Я отроду не продал, не заложил ни одного крестьянина, но еще больше — я не пользовался ни оброком, ни работой крестьян; это случай, но он тут в мою пользу. Я лишился отца в мае 1846 года, при его жизни я не владел ничем; в январе 1847 года я был уж за границей. Единственный акт, сделанный
294
мною в управлении имением, состоял в предложении крестьянам заложить их и отпустить на волю с землею; пока староста советовался, я уехал. Через полтора года, не объявляя мне ничего, правительство взяло именье под секвестр. Родственник мой, предупреждая меня, хотел купить именье и предлагал мне вдвое больше той суммы, которую я был намерен взять с крестьян. Я ставил условием, чтоб он сделал крестьян обязанными, и на этом основании делал значительную уступку. Родственник мой не согласился. Именье было взято. Крестьяне собрали оброк за 1847 год, правительство его перехватило. Я почти рад этому — жаль только, что деньги попались в скверные руки.

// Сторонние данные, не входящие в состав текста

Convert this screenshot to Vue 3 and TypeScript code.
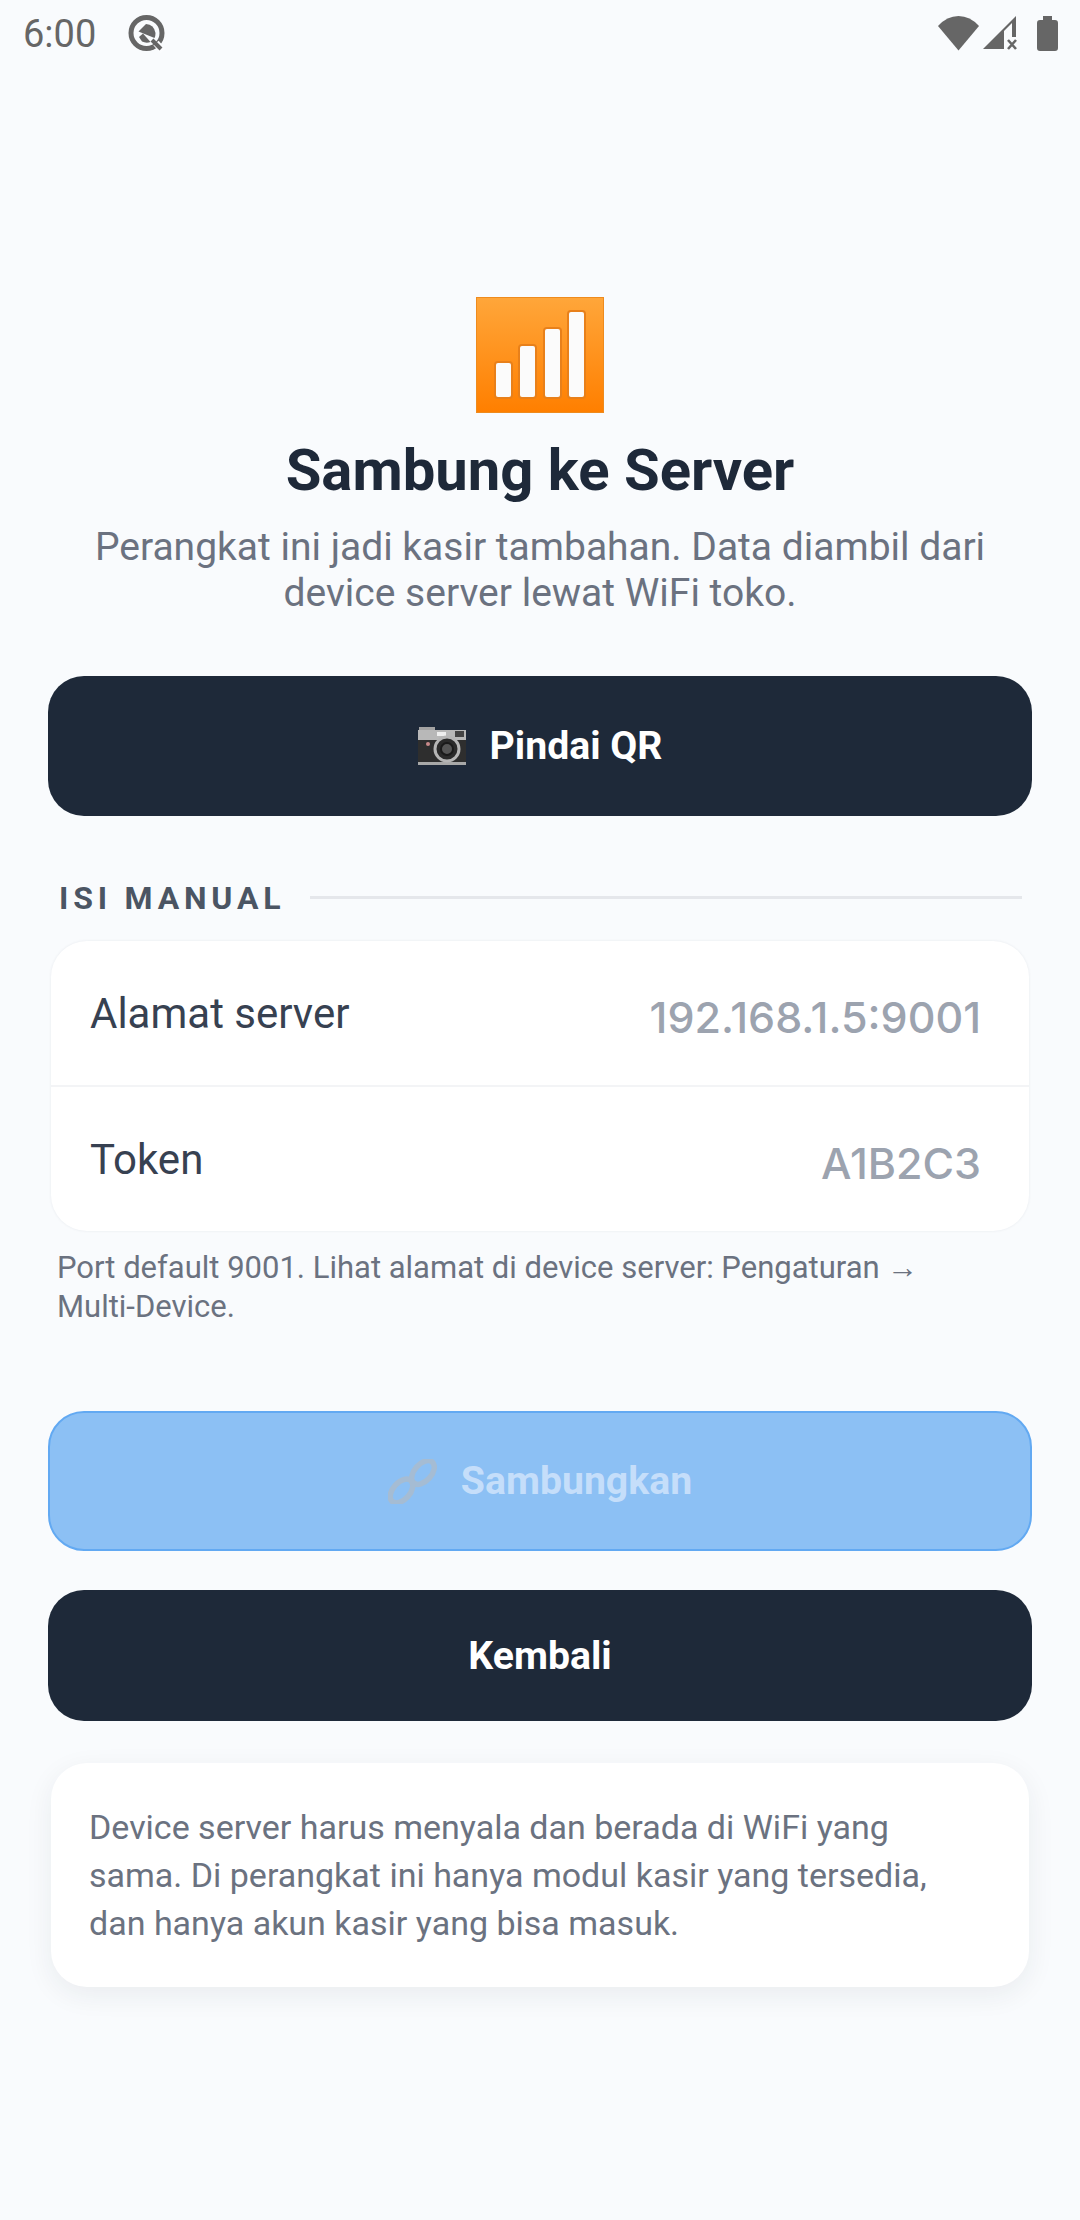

Десять раз я хотел просить правительство, чтоб мое костромское именье было отпущено на волю с землей, без всякого возмездия, я хотел письменно отказаться за детей. Но не сделал этого, боясь дерзкого ответа, что-де и без того именье в руках правительства.
Может, вы, прелестная маска, служите где-нибудь нашему государю, постарайтесь об этом деле, и я найду ваше письмо ко мне умным и дельным.
Или вы, может, упрекаете меня в том, что я взял свои деньги из России, ну, в этом я действительно виноват; мне бы перед отъездом отдать все состояние Митрофану Воронежскому на новую раку — или на основание капитала для пансионов вдовам и сиротам литературных и политических агентов, доносивших более двадцати лет, — не догадался.
В заключение прошу вас, пожалуйста, не молитесь обо мне, я совсем не так жалок, как вы думаете.